== DATA LINES ==
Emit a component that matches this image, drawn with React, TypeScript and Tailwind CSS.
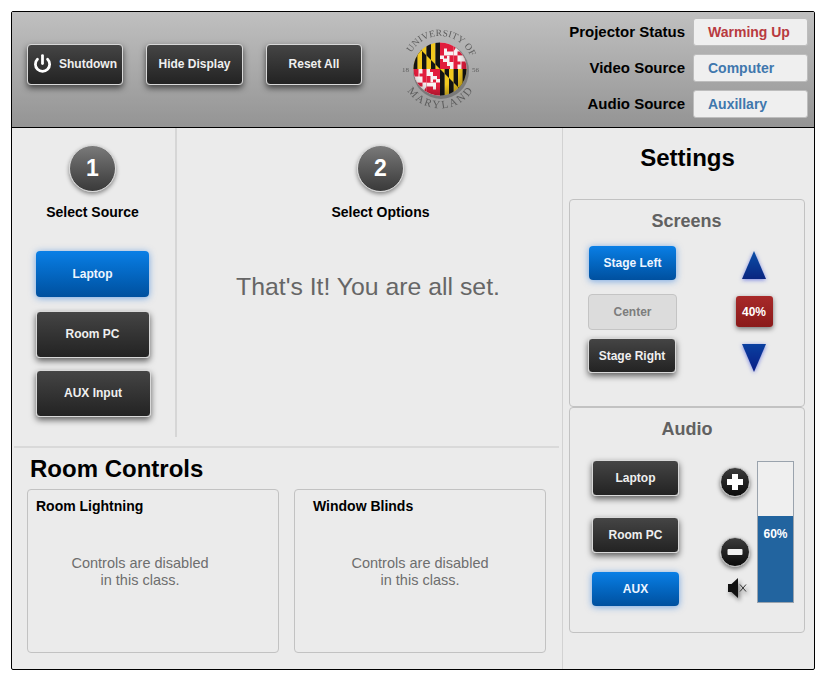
import React from 'react';
import { Power } from 'lucide-react';

const darkBtn =
  'flex items-center justify-center rounded-[4px] border border-[#d8d8d8] bg-gradient-to-b from-[#454545] to-[#232323] text-[12px] font-bold text-[#efefef] shadow-[0_3px_6px_rgba(0,0,0,0.6)]';
const blueBtn =
  'flex items-center justify-center rounded-[4px] bg-gradient-to-b from-[#0a7fe6] to-[#00509f] text-[12px] font-bold text-[#eef5ff] shadow-[0_1px_7px_rgba(20,110,220,0.55)]';
const panel = 'rounded-[4px] border border-[#c2c2c2]';

const Seal: React.FC = () => {
  const stripes = [0, 1, 2, 3, 4, 5];
  return (
    <svg width="84" height="84" viewBox="0 0 84 84" className="shrink-0 blur-[0.4px]">
      <defs>
        <clipPath id="globe">
          <circle cx="42" cy="42" r="26.5" />
        </clipPath>
        <clipPath id="bend">
          <polygon points="-27,-27 0,0 -27,0" />
        </clipPath>
        <g id="calvert">
          {stripes.map((i) => (
            <rect key={i} x={-27 + i * 4.5} y="-27" width="4.5" height="27" fill={i % 2 ? '#141414' : '#f2c81e'} />
          ))}
          <g clipPath="url(#bend)">
            {stripes.map((i) => (
              <rect key={i} x={-27 + i * 4.5} y="-27" width="4.5" height="27" fill={i % 2 ? '#f2c81e' : '#141414'} />
            ))}
          </g>
        </g>
        <g id="crossland">
          <rect x="-27" y="-27" width="27" height="27" fill="#f7f3f3" />
          <rect x="-13.5" y="-27" width="13.5" height="13.5" fill="#e11d3c" />
          <rect x="-27" y="-13.5" width="13.5" height="13.5" fill="#e11d3c" />
          {/* cross arms, colours swapped per quarter */}
          <path d="M-17.5 -24h-3v-3h10v3h-3v6.5h6.5v-3h3v10h-3v-3h-6.5v-4z" fill="#e11d3c" />
          <path d="M-13.5 -24h3v-3h-3zM-13.5 -17.5h6.5v-3h3v7h-9.5z" fill="#f7f3f3" />
          <path d="M-27 -18.5h3v1h6.5v4h-9.5z" fill="#e11d3c" />
          <path d="M-27 -13.5h9.5v6h-3v3h3v4.5h-4v-7.5h-5.5z" fill="#f7f3f3" />
          <path d="M-13.5 -13.5h4v6.5h6.5v-3h3v10h-10v-3h3v-4h-6.5z" fill="#e11d3c" />
        </g>
        <path id="arcTop" d="M12.3 27.6 A33 33 0 0 1 71.7 27.6" fill="none" />
        <path id="arcBottom" d="M8.3 62 A39 39 0 0 0 75.7 62" fill="none" />
        <radialGradient id="shade" cx="0.45" cy="0.4" r="0.65">
          <stop offset="0.65" stopColor="#000" stopOpacity="0" />
          <stop offset="1" stopColor="#000" stopOpacity="0.3" />
        </radialGradient>
      </defs>
      <circle cx="43" cy="44" r="28" fill="#4a4a4a" opacity="0.45" />
      <g clipPath="url(#globe)">
        <g transform="translate(42 42)">
          <use href="#calvert" />
          <use href="#crossland" transform="scale(-1 1)" />
          <use href="#crossland" transform="scale(1 -1)" />
          <use href="#calvert" transform="scale(-1 -1)" />
        </g>
        <circle cx="42" cy="42" r="26.5" fill="url(#shade)" />
      </g>
      <text fontFamily="'Liberation Serif', serif" fontSize="9.5" fill="#5c5c5c" letterSpacing="0.2">
        <textPath href="#arcTop" startOffset="2">UNIVERSITY OF</textPath>
      </text>
      <text fontFamily="'Liberation Serif', serif" fontSize="11" fill="#5c5c5c" letterSpacing="2">
        <textPath href="#arcBottom" startOffset="2">MARYLAND</textPath>
      </text>
      <text x="4" y="45" fontFamily="'Liberation Serif', serif" fontSize="7" fill="#5c5c5c">18</text>
      <text x="74" y="45" fontFamily="'Liberation Serif', serif" fontSize="7" fill="#5c5c5c">56</text>
    </svg>
  );
};

const Step: React.FC<{ n: string; label: string }> = ({ n, label }) => (
  <div className="flex flex-col items-center">
    <div className="flex h-[47px] w-[47px] items-center justify-center rounded-full border border-[#d5d5d5] bg-gradient-to-b from-[#7a7a7a] to-[#3a3a3a] text-[23px] font-bold text-white shadow-[0_2px_4px_rgba(0,0,0,0.45)]">
      {n}
    </div>
    <div className="mt-[11px] text-[14px] font-bold leading-[18px] text-black">{label}</div>
  </div>
);

const StatusRow: React.FC<{ label: string; value: string; color: string }> = ({ label, value, color }) => (
  <div className="flex items-center justify-end">
    <span className="mr-[8px] text-[15px] font-bold text-black">{label}</span>
    <span className={`flex h-[28px] w-[115px] items-center rounded-[3px] border border-[#bdbdbd] bg-[#efefef] pl-[14px] text-[14px] font-bold ${color}`}>
      {value}
    </span>
  </div>
);

const RoundBtn: React.FC<{ plus?: boolean }> = ({ plus }) => (
  <div className="flex h-[30px] w-[30px] items-center justify-center rounded-full border border-[#bbbbbb] bg-gradient-to-b from-[#3c3c3c] to-[#0c0c0c] shadow-[0_2px_4px_rgba(0,0,0,0.5)]">
    <svg width="22" height="22" viewBox="0 0 22 22">
      {plus ? (
        <path d="M8 3h6v5h5v6h-5v5H8v-5H3V8h5z" fill="#fff" />
      ) : (
        <rect x="3.5" y="8" width="15" height="6" rx="1" fill="#f2f2f2" />
      )}
    </svg>
  </div>
);

const DisabledCard: React.FC<{ title: string; titleClass: string; bodyClass: string }> = ({ title, titleClass, bodyClass }) => (
  <div className={`${panel} h-[164px] w-[252px]`}>
    <div className={`mt-[7px] text-[14px] font-bold leading-[18px] text-black ${titleClass}`}>{title}</div>
    <div className={`mt-[40px] text-center text-[14.5px] leading-[17px] text-[#6e6e6e] ${bodyClass}`}>
      Controls are disabled
      <br />
      in this class.
    </div>
  </div>
);

export default function App() {
  return (
    <div className="min-h-[687px] bg-white pl-[11px] pt-[11px] font-['Liberation_Sans',Arial,sans-serif]">
      <div className="h-[659px] w-[804px] overflow-hidden rounded-[2px] border border-black bg-[#ebebeb]">
        {/* top bar */}
        <div className="flex h-[116px] items-start border-b border-black bg-gradient-to-b from-[#c0c0c0] to-[#949494]">
          <button className={`${darkBtn} ml-[15px] mt-[32px] h-[41px] w-[96px] gap-[7px] pb-[2px]`}>
            <Power size={19} strokeWidth={3.5} color="#ffffff" />
            Shutdown
          </button>
          <button className={`${darkBtn} ml-[23px] mt-[32px] h-[41px] w-[97px] pb-[2px]`}>Hide Display</button>
          <button className={`${darkBtn} ml-[23px] mt-[32px] h-[41px] w-[96px] pb-[2px]`}>Reset All</button>
          <div className="ml-[36px] mt-[15px]">
            <Seal />
          </div>
          <div className="ml-auto mr-[6px] mt-[6px] flex flex-col gap-[8px]">
            <StatusRow label="Projector Status" value="Warming Up" color="text-[#b83a3f]" />
            <StatusRow label="Video Source" value="Computer" color="text-[#3f77ad]" />
            <StatusRow label="Audio Source" value="Auxillary" color="text-[#3f77ad]" />
          </div>
        </div>

        <div className="flex h-[542px]">
          <div className="w-[550px] shrink-0">
            {/* steps */}
            <div className="flex h-[309px]">
              <div className="flex w-[165px] shrink-0 flex-col items-center border-r-2 border-[#d6d6d6] pr-[2px] pt-[17px]">
                <Step n="1" label="Select Source" />
                <button className={`${blueBtn} mt-[30px] h-[46px] w-[113px] pb-[1px]`}>Laptop</button>
                <button className={`${darkBtn} mt-[14px] h-[47px] w-[114px] pb-[1px]`}>Room PC</button>
                <button className={`${darkBtn} ml-[1px] mt-[12px] h-[47px] w-[115px] pb-[1px]`}>AUX Input</button>
              </div>
              <div className="flex flex-1 flex-col items-center pt-[17px]">
                <div className="ml-[22px] flex flex-col items-center">
                  <Step n="2" label="Select Options" />
                </div>
                <div className="ml-[-3px] mt-[52px] text-[24.8px] leading-[28px] text-[#666666]">That's It! You are all set.</div>
              </div>
            </div>

            {/* room controls */}
            <div className="ml-[2px] mr-[3px] mt-[9px] border-t-2 border-[#d9d9d9]">
              <div className="ml-[16px] mt-[7px] text-[24px] font-bold leading-[28px] text-black">Room Controls</div>
              <div className="ml-[13px] mt-[6px] flex gap-[15px]">
                <DisabledCard title="Room Lightning" titleClass="ml-[8px]" bodyClass="pr-[26px]" />
                <DisabledCard title="Window Blinds" titleClass="ml-[18px]" bodyClass="" />
              </div>
            </div>
          </div>

          {/* settings */}
          <div className="w-[252px] border-l border-[#d2d2d2] pl-[6px]">
            <div className="mr-[8px] mt-[16px] text-center text-[24px] font-bold leading-[28px] text-black">Settings</div>
            <div className={`${panel} mt-[27px] h-[208px] w-[236px]`}>
              <div className="mt-[11px] pr-[1px] text-center text-[18px] font-bold leading-[20px] text-[#616161]">Screens</div>
              <div className="flex">
                <div className="ml-[18px] mt-[15px] flex w-[89px] flex-col items-start">
                  <button className={`${blueBtn} ml-[1px] h-[34px] w-[87px]`}>Stage Left</button>
                  <button className="mt-[14px] flex h-[36px] w-[89px] items-center justify-center rounded-[4px] border border-[#c4c4c4] bg-[#dcdcdc] text-[12px] font-bold text-[#7d7d7d]">
                    Center
                  </button>
                  <button className={`${darkBtn} mt-[8px] h-[35px] w-[88px]`}>Stage Right</button>
                </div>
                <div className="ml-[59px] mt-[18px] flex w-[36px] flex-col items-center">
                  <svg width="28" height="32" viewBox="0 0 28 32" className="drop-shadow-[0_1px_2px_rgba(40,60,220,0.6)]">
                    <defs>
                      <linearGradient id="up" x1="0" y1="0" x2="0" y2="1">
                        <stop offset="0" stopColor="#0a4fa8" />
                        <stop offset="1" stopColor="#0a2580" />
                      </linearGradient>
                    </defs>
                    <path d="M14 2 L26 30 H2 Z" fill="url(#up)" />
                  </svg>
                  <div className="mt-[15px] flex h-[31px] w-[37px] items-center justify-center rounded-[3px] bg-gradient-to-b from-[#a82a2a] to-[#8a1a1a] text-[12px] font-bold text-white shadow-[0_2px_5px_rgba(0,0,0,0.5)]">
                    40%
                  </div>
                  <svg width="28" height="32" viewBox="0 0 28 32" className="mt-[15px] drop-shadow-[0_1px_2px_rgba(40,60,220,0.6)]">
                    <defs>
                      <linearGradient id="down" x1="0" y1="0" x2="0" y2="1">
                        <stop offset="0" stopColor="#0a40a0" />
                        <stop offset="1" stopColor="#0a1c85" />
                      </linearGradient>
                    </defs>
                    <path d="M2 2 H26 L14 30 Z" fill="url(#down)" />
                  </svg>
                </div>
              </div>
            </div>

            <div className={`${panel} h-[226px] w-[236px]`}>
              <div className="mt-[11px] text-center text-[18px] font-bold leading-[20px] text-[#616161]">Audio</div>
              <div className="flex">
                <div className="ml-[22px] mt-[21px] flex w-[87px] flex-col">
                  <button className={`${darkBtn} h-[36px] w-[87px]`}>Laptop</button>
                  <button className={`${darkBtn} mt-[21px] h-[36px] w-[87px]`}>Room PC</button>
                  <button className={`${blueBtn} mt-[19px] h-[34px] w-[87px]`}>AUX</button>
                </div>
                <div className="ml-[41px] flex w-[30px] flex-col items-center">
                  <div className="mt-[28px]">
                    <RoundBtn plus />
                  </div>
                  <div className="mt-[40px]">
                    <RoundBtn />
                  </div>
                  <svg width="22" height="24" viewBox="0 0 22 24" className="ml-[6px] mt-[9px] drop-shadow-[2px_3px_2px_rgba(0,0,0,0.45)]">
                    <path d="M1 8h3.5L11 2v20l-6.5-6H1z" fill="#111" />
                    <path d="M13 8.5l6 7M19 8.5l-6 7" stroke="#333" strokeWidth="1" fill="none" />
                  </svg>
                </div>
                <div className="ml-[7px] mt-[22px] flex h-[142px] w-[37px] flex-col border border-[#9aa3ad] bg-[#efefef]">
                  <div className="h-[54px]" />
                  <div className="flex-1 bg-[#22649f] pt-[11px] text-center text-[12px] font-bold leading-[14px] text-white">60%</div>
                </div>
              </div>
            </div>
          </div>
        </div>
      </div>
    </div>
  );
}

== TASK ==
Only the lines from the top of the data through the line with "const panel = 'rounded-[4px]" should be quoted, exactly and with both ends kept; skip the pictures.

== SOLUTION ==
Emit a component that matches this image, drawn with React, TypeScript and Tailwind CSS.
import React from 'react';
import { Power } from 'lucide-react';

const darkBtn =
  'flex items-center justify-center rounded-[4px] border border-[#d8d8d8] bg-gradient-to-b from-[#454545] to-[#232323] text-[12px] font-bold text-[#efefef] shadow-[0_3px_6px_rgba(0,0,0,0.6)]';
const blueBtn =
  'flex items-center justify-center rounded-[4px] bg-gradient-to-b from-[#0a7fe6] to-[#00509f] text-[12px] font-bold text-[#eef5ff] shadow-[0_1px_7px_rgba(20,110,220,0.55)]';
const panel = 'rounded-[4px] border border-[#c2c2c2]';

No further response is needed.